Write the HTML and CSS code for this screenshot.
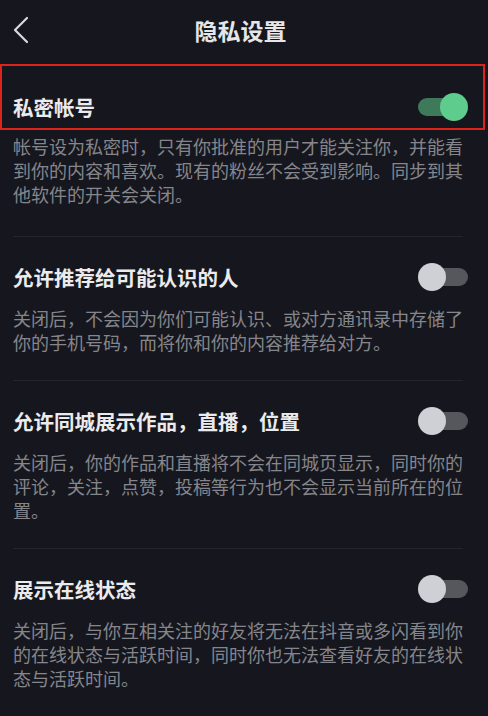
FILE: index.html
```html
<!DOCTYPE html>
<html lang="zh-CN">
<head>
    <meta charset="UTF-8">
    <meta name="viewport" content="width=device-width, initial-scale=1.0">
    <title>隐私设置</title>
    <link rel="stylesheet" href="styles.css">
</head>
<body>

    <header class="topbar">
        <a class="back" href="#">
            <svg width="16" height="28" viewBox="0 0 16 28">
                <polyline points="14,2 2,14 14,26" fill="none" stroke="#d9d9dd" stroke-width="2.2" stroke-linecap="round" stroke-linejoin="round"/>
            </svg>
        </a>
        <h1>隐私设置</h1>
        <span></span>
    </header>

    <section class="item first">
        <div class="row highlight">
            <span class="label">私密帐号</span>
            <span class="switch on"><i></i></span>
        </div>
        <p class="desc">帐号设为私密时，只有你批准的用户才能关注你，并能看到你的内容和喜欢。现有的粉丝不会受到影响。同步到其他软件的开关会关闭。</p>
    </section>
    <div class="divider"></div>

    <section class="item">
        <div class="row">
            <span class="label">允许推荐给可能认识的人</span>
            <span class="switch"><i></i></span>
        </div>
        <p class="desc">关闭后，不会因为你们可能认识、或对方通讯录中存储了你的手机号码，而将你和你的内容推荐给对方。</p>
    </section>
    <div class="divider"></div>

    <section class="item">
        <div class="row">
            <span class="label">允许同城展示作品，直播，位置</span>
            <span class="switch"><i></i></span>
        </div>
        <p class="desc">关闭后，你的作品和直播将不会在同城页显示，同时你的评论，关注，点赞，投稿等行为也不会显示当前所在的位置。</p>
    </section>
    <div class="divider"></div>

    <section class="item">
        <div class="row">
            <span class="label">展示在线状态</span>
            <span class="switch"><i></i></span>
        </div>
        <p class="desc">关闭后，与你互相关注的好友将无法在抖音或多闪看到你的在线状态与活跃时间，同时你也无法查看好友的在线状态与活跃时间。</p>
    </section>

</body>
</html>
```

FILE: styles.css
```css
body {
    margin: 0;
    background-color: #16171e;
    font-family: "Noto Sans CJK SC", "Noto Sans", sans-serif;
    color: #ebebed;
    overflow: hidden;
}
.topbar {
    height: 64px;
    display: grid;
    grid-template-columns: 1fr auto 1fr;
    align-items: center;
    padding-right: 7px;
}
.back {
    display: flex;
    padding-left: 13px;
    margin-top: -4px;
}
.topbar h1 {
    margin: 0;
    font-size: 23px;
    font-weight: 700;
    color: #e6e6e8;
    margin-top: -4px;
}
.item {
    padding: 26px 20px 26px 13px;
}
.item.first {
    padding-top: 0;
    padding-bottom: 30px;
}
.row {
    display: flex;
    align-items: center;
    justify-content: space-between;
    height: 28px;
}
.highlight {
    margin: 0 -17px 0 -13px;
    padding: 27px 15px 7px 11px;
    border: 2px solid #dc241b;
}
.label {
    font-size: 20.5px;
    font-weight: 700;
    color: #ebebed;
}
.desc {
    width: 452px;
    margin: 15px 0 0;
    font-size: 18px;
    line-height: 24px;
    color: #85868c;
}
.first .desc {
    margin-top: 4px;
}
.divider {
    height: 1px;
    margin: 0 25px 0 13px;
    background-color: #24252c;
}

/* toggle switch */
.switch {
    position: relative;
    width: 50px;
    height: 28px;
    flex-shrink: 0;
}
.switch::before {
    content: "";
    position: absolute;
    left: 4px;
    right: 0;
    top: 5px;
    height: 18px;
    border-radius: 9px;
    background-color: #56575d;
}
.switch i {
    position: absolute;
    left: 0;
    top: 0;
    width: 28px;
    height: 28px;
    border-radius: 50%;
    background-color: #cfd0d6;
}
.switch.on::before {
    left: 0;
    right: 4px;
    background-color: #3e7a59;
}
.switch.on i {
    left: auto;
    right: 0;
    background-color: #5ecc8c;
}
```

* * *

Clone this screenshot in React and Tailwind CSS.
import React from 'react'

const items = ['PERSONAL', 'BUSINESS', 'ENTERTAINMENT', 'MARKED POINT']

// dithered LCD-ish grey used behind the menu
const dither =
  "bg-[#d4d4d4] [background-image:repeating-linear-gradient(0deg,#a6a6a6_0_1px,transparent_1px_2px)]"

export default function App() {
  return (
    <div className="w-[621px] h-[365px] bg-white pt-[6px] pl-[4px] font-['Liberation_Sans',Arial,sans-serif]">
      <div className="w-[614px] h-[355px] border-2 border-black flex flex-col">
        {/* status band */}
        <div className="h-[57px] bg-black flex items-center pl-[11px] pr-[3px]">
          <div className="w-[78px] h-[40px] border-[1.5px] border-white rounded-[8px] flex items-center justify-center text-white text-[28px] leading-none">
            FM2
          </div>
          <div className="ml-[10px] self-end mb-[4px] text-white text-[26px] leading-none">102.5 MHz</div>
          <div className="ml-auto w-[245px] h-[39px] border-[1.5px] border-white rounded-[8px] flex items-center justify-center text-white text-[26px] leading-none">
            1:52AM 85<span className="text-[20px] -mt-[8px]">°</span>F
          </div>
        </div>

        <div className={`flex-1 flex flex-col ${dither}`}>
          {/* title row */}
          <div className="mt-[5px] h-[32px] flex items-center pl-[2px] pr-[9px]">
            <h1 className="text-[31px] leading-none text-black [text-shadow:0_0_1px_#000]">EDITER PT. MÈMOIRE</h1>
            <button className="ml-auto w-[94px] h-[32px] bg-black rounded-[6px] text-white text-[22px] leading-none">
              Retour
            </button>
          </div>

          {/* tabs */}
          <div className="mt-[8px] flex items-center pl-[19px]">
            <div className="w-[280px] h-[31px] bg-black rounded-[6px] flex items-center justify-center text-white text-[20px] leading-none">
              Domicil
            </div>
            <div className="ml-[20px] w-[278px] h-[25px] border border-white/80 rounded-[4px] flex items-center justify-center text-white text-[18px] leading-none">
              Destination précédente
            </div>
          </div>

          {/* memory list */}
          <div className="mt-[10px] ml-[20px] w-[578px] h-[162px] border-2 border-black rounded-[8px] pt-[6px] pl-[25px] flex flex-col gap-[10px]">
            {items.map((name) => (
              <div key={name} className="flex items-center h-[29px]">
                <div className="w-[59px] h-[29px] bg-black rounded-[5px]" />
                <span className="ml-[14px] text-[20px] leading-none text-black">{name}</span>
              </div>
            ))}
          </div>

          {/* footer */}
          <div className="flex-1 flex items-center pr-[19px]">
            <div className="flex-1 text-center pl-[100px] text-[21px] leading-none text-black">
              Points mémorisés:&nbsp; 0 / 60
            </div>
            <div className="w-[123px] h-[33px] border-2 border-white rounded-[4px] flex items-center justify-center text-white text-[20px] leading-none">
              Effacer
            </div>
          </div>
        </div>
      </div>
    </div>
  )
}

**Exercise task**
Return the lines of the records that include the string "screenshot".

**Response to the exercise**
Write the HTML and CSS code for this screenshot.
Clone this screenshot in React and Tailwind CSS.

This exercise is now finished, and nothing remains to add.